The loading condition, wherein the loop with gable bend is activated, was simulated in the following steps. First, we constructed the model representing the state of neutral activation, namely, the state before activation of the loop, instead of engaging the bent archwire with the closing loop combined with a gable bend into the brackets and tubes. To construct the model in which the closing archwire combined with a gable bend is passively inserted into the brackets and tubes on the posterior teeth ( Fig 3 , A ), 2 coordinate systems were established on the basis of the loop configuration ( Fig 3 , B ). One is the coordinate system whose origin is located at the corner of the loop base of the anterior portion of the archwire, and the other is the coordinate system whose origin is located at the corner of the loop base of the posterior portion of the archwire (CS2). The original model was divided into 3 segments. The anterior segment consisted of the anterior portion of the archwire mesial to the loop, including the anterior teeth models and corresponding PDLs, the middle segment was the closing loop, and the posterior segment included the posterior portion of the archwire distal to the loop, including the posterior teeth models and corresponding PDLs.
The loop and posterior segments of the model were rotated in 2 steps ( Fig 3 , C-E ). First, the posterior segment was rotated around the z-axis at the origin of CS2 by one-half of the angulation of the gable bend ( Fig 3 , C ).
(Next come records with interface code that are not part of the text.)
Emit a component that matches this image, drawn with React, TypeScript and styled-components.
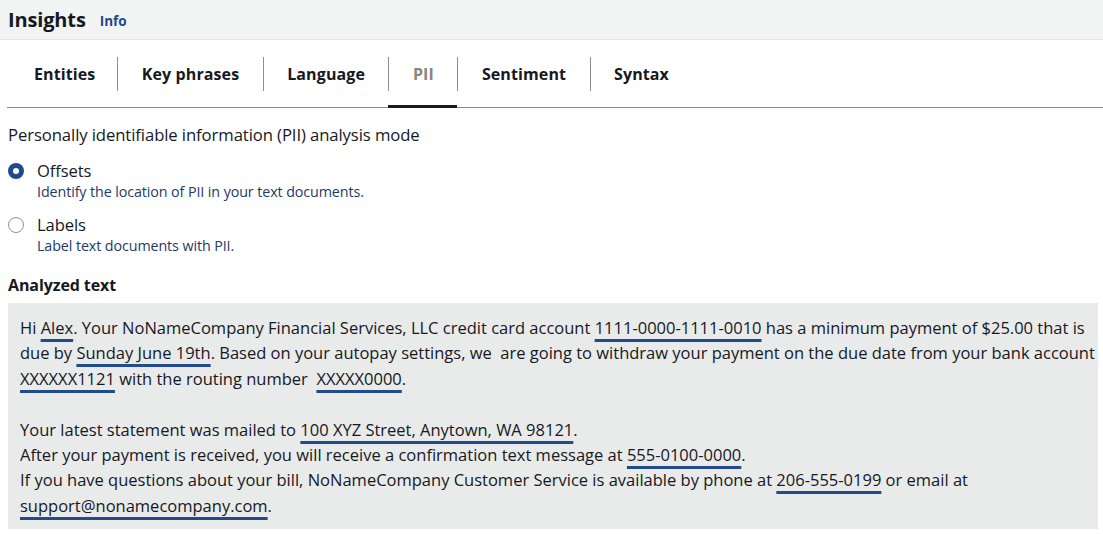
import React from "react";
import styled, { createGlobalStyle } from "styled-components";

const GlobalStyle = createGlobalStyle`
  html, body { margin: 0; padding: 0; background: #ffffff; }
  body { font-family: "Open Sans", "Noto Sans", sans-serif; color: #16191f; }
`;

const Page = styled.div`
  width: 1103px;
  display: flex;
  flex-direction: column;
`;

const Header = styled.header`
  height: 39px;
  background: #f2f3f3;
  border-bottom: 1px solid #e4e6e6;
  display: flex;
  align-items: center;
  gap: 14px;
  padding: 0 8px;
`;

const Title = styled.h2`
  margin: 0;
  font-size: 20px;
  font-weight: 700;
  letter-spacing: -0.15px;
  color: #16191f;
`;

const InfoLink = styled.a`
  font-size: 13.5px;
  font-weight: 700;
  color: #1d4a8c;
  text-decoration: none;
  margin-top: 2px;
`;

const TabList = styled.div`
  display: flex;
  margin-left: 7px;
  border-bottom: 1px solid #8c8c8c;
  height: 67px;
  align-items: flex-end;
`;

const Tab = styled.div<{ $active?: boolean }>`
  padding: 17px 0 14px;
  margin-bottom: -1px;
  border-bottom: 3px solid ${(p) => (p.$active ? "#1b1a22" : "transparent")};
`;

const TabLabel = styled.div<{ $first?: boolean; $active?: boolean }>`
  height: 34px;
  display: flex;
  align-items: center;
  padding: ${(p) => (p.$first ? "0 22px 0 27px" : "0 23.5px")};
  border-left: ${(p) => (p.$first ? "none" : "1px solid #8f8f8f")};
  font-size: 16px;
  line-height: 20px;
  font-weight: 700;
  letter-spacing: 0.1px;
  color: ${(p) => (p.$active ? "#8b8579" : "#16191f")};
`;

const Content = styled.div`
  display: flex;
  flex-direction: column;
  padding: 16px 5px 0 8px;
`;

const ModeHeading = styled.div`
  font-size: 16.7px;
  line-height: 22px;
  letter-spacing: -0.1px;
`;

const RadioGroup = styled.div`
  display: flex;
  flex-direction: column;
  gap: 12px;
  margin-top: 14px;
`;

const RadioOption = styled.label`
  display: grid;
  grid-template-columns: 16px 1fr;
  column-gap: 13px;
  align-items: center;
`;

const RadioCircle = styled.span<{ $checked?: boolean }>`
  width: 16px;
  height: 16px;
  box-sizing: border-box;
  border-radius: 50%;
  ${(p) =>
    p.$checked
      ? `background: #1f4b8c;`
      : `background: #fff; border: 1.5px solid #8d9394;`}
  display: flex;
  align-items: center;
  justify-content: center;
`;

const Dot = styled.span`
  width: 6px;
  height: 6px;
  border-radius: 50%;
  background: #fff;
`;

const RadioLabel = styled.span`
  font-size: 16.6px;
  line-height: 22px;
  letter-spacing: -0.1px;
`;

const RadioDesc = styled.span`
  grid-column: 2;
  font-size: 14.3px;
  line-height: 20px;
  color: #1f3a66;
  letter-spacing: -0.1px;
`;

const SectionTitle = styled.div`
  margin-top: 18px;
  font-size: 16px;
  line-height: 22px;
  font-weight: 700;
  letter-spacing: -0.1px;
`;

const TextBox = styled.div`
  margin-top: 7px;
  background: #e9eaea;
  padding: 12px 2px 11px 12px;
  font-size: 16.5px;
  line-height: 25.4px;
  white-space: pre;
  overflow: hidden;
  color: #16191f;
`;

const Para = styled.p`
  margin: 0;
  & + & {
    margin-top: 25.4px;
  }
`;

const Pii = styled.span`
  text-decoration: underline;
  text-decoration-color: #234a8a;
  text-decoration-thickness: 2.5px;
  text-underline-offset: 4.5px;
`;

const tabs = ["Entities", "Key phrases", "Language", "PII", "Sentiment", "Syntax"];

export default function App() {
  return (
    <>
      <GlobalStyle />
      <Page>
        <Header>
          <Title>Insights</Title>
          <InfoLink href="#">Info</InfoLink>
        </Header>
        <TabList>
          {tabs.map((t, i) => (
            <Tab key={t} $active={t === "PII"}>
              <TabLabel $first={i === 0} $active={t === "PII"}>
                {t}
              </TabLabel>
            </Tab>
          ))}
        </TabList>
        <Content>
          <ModeHeading>Personally identifiable information (PII) analysis mode</ModeHeading>
          <RadioGroup>
            <RadioOption>
              <RadioCircle $checked>
                <Dot />
              </RadioCircle>
              <RadioLabel>Offsets</RadioLabel>
              <RadioDesc>Identify the location of PII in your text documents.</RadioDesc>
            </RadioOption>
            <RadioOption>
              <RadioCircle />
              <RadioLabel>Labels</RadioLabel>
              <RadioDesc>Label text documents with PII.</RadioDesc>
            </RadioOption>
          </RadioGroup>
          <SectionTitle>Analyzed text</SectionTitle>
          <TextBox>
            <Para>
              {"Hi "}
              <Pii>Alex</Pii>
              {". Your NoNameCompany Financial Services, LLC credit card account "}
              <Pii>1111-0000-1111-0010</Pii>
              {" has a minimum payment of $25.00 that is\ndue by "}
              <Pii>Sunday June 19th</Pii>
              {". Based on your autopay settings, we  are going to withdraw your payment on the due date from your bank account\n"}
              <Pii>XXXXXX1121</Pii>
              {" with the routing number  "}
              <Pii>XXXXX0000</Pii>
              {"."}
            </Para>
            <Para>
              {"Your latest statement was mailed to "}
              <Pii>100 XYZ Street, Anytown, WA 98121</Pii>
              {".\nAfter your payment is received, you will receive a confirmation text message at "}
              <Pii>555-0100-0000</Pii>
              {".\nIf you have questions about your bill, NoNameCompany Customer Service is available by phone at "}
              <Pii>206-555-0199</Pii>
              {" or email at\n"}
              <Pii>support@nonamecompany.com</Pii>
              {"."}
            </Para>
          </TextBox>
        </Content>
      </Page>
    </>
  );
}
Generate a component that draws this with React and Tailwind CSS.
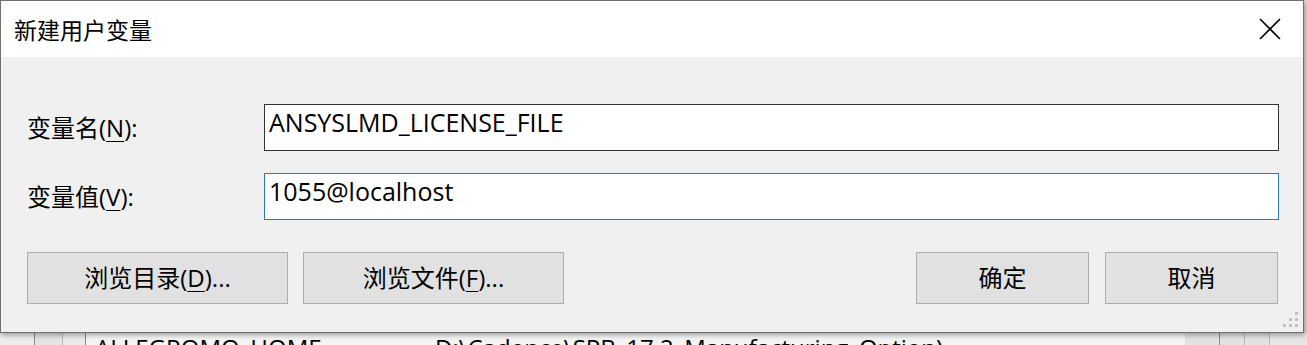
import React from "react";

const F = "font-['Segoe_UI','Open_Sans','Noto_Sans_CJK_SC',sans-serif]";

function Btn({ w, children }) {
  return (
    <button
      className={`h-[52px] ${w} bg-[#e1e1e1] border border-[#adadad] text-[24px] leading-[30px] text-black flex items-center justify-center`}
    >
      {children}
    </button>
  );
}

export default function App() {
  return (
    <div className={`w-[1307px] h-[345px] overflow-hidden bg-[#f0f0f0] flex flex-col ${F}`}>
      {/* background window strip above */}
      <div className="h-[2px] flex bg-[#ececec]">
        <div className="w-[33px]" />
        <div className="w-[2px] bg-[#8a8a8a]" />
        <div className="w-[50px]" />
        <div className="w-[1px] bg-[#9a9a9a]" />
        <div className="w-[1180px]" />
        <div className="w-[1px] bg-[#9a9a9a]" />
      </div>
      <div className="flex">
        {/* dialog */}
        <div className="relative z-10 w-[1304px] h-[333px] border border-[#707070] bg-[#f0f0f0] flex flex-col shadow-[1px_2px_5px_rgba(0,0,0,0.35)]">
          <div className="h-[56px] shrink-0 bg-white flex items-center justify-between pl-[13px] pr-[22px]">
            <span className="text-[23px] leading-[30px] text-black font-['Noto_Sans_CJK_SC',sans-serif]">新建用户变量</span>
            <svg width="22" height="22" viewBox="0 0 22 22" className="mb-[1px]">
              <path d="M1 1 L21 21 M21 1 L1 21" stroke="#000" strokeWidth="1.6" fill="none" />
            </svg>
          </div>
          <div className="flex-1 flex flex-col pl-[26px] pr-[24px] pt-[47px]">
            <div className="flex items-center h-[47px]">
              <div className="w-[237px] text-[24px] leading-[30px] text-black">
                变量名(<span className="underline underline-offset-[4px] decoration-1">N</span>):
              </div>
              <div className="flex-1 h-[47px] bg-white border border-[#333333] pl-[4px] pt-[1px] text-[25px] leading-[33px] text-black">
                ANSYSLMD_LICENSE_FILE
              </div>
            </div>
            <div className="flex items-center h-[47px] mt-[22px]">
              <div className="w-[237px] text-[24px] leading-[30px] text-black">
                变量值(<span className="underline underline-offset-[4px] decoration-1">V</span>):
              </div>
              <div className="flex-1 h-[47px] bg-white border border-[#2a7ac0] pl-[4px] pt-[1px] text-[25px] leading-[33px] text-black">
                1055@localhost
              </div>
            </div>
            <div className="flex items-center mt-[32px] mr-[1px]">
              <Btn w="w-[261px]">
                浏览目录(<span className="underline underline-offset-[4px] decoration-1">D</span>)...
              </Btn>
              <div className="w-[15px]" />
              <Btn w="w-[261px]">
                浏览文件(<span className="underline underline-offset-[4px] decoration-1">F</span>)...
              </Btn>
              <div className="flex-1" />
              <Btn w="w-[173px]">确定</Btn>
              <div className="w-[16px]" />
              <Btn w="w-[173px]">取消</Btn>
            </div>
          </div>
          {/* resize grip */}
          <div className="absolute right-[5px] bottom-[5px] grid grid-cols-3 gap-[3px]">
            <span className="w-[3px] h-[3px]" />
            <span className="w-[3px] h-[3px]" />
            <span className="w-[3px] h-[3px] bg-[#c2c2c2]" />
            <span className="w-[3px] h-[3px]" />
            <span className="w-[3px] h-[3px] bg-[#c2c2c2]" />
            <span className="w-[3px] h-[3px] bg-[#c2c2c2]" />
            <span className="w-[3px] h-[3px] bg-[#c2c2c2]" />
            <span className="w-[3px] h-[3px] bg-[#c2c2c2]" />
            <span className="w-[3px] h-[3px] bg-[#c2c2c2]" />
          </div>
        </div>
        <div className="flex-1 bg-[#dcdcdc]" />
      </div>
      {/* background window strip below */}
      <div className="flex-1 flex bg-[#f4f4f4]">
        <div className="w-[34px] bg-[#ececec]" />
        <div className="w-[1px] bg-[#8a8a8a]" />
        <div className="w-[27px] bg-[#e4e4e4]" />
        <div className="w-[1px] bg-[#b8b8b8]" />
        <div className="w-[22px] bg-[#eaeaea]" />
        <div className="w-[1px] bg-[#8a8a8a]" />
        <div className="w-[9px]" />
        <div className="w-[340px] text-[24px] leading-[30px] text-black whitespace-nowrap">ALLEGROMO_HOME</div>
        <div className="w-[750px] text-[24px] leading-[30px] text-black whitespace-nowrap">D:\Cadence\SPB_17.2_Manufacturing_Option)</div>
        <div className="w-[34px] bg-[#e2e2e2]" />
        <div className="w-[1px] bg-[#8a8a8a]" />
        <div className="w-[24px] bg-[#e2e2e2]" />
        <div className="w-[1px] bg-[#b8b8b8]" />
        <div className="w-[24px] bg-[#e2e2e2]" />
        <div className="w-[1px] bg-[#b8b8b8]" />
        <div className="flex-1 bg-[#e6e6e6]" />
      </div>
    </div>
  );
}
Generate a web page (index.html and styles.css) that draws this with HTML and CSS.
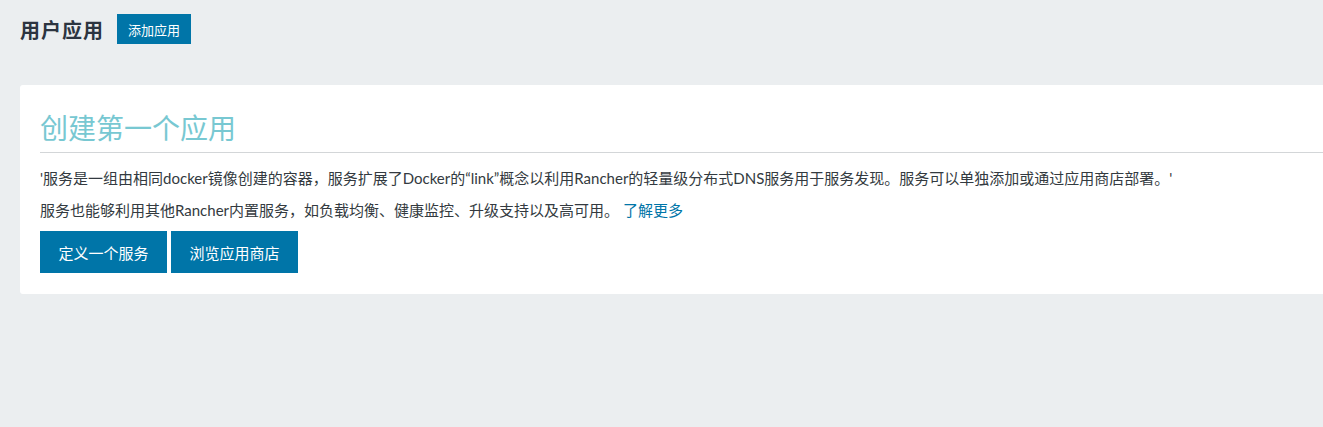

That is, each node forming the archwire distal to CS2 was rotated. At the same time, the posterior teeth and corresponding brackets were also rotated while maintaining their relative position to the archwire. Next, the loop and posterior segments were rotated around the z-axis at the origin of the coordinate system whose origin is located at the corner of the loop base of the anterior portion of the archwire by one-half of the angulation of the gable bend ( Fig 3 , D ). The model before activating the loop with a gable bend was constructed in this manner ( Fig 3 , A and E ).
Next, the mechanical conditions of loop activation were reproduced as follows in the case that a gable bend is incorporated into the loop. Every node of the loop and posterior segments of the model was displaced to its original position ( Fig 4 , A and B ). Because the archwire was engaged into the brackets, it also caused the displacement of the archwire, including the loop combined with a gable bend. Then, the loop was activated by 1 mm using the actuator element ( Fig 4 , C ), and space was closed after the movements of the anterior and posterior teeth ( Fig 4 , D ). At this time, displacements were constrained at the outer surface of the PDL, and consequently, long-term tooth movement was simulated on the basis of a bone remodeling algorithm. Tooth movements of the central incisor and first molar were represented as a combination of translation and rotational displacement at the center of resistance (CR) in the sagittal plane.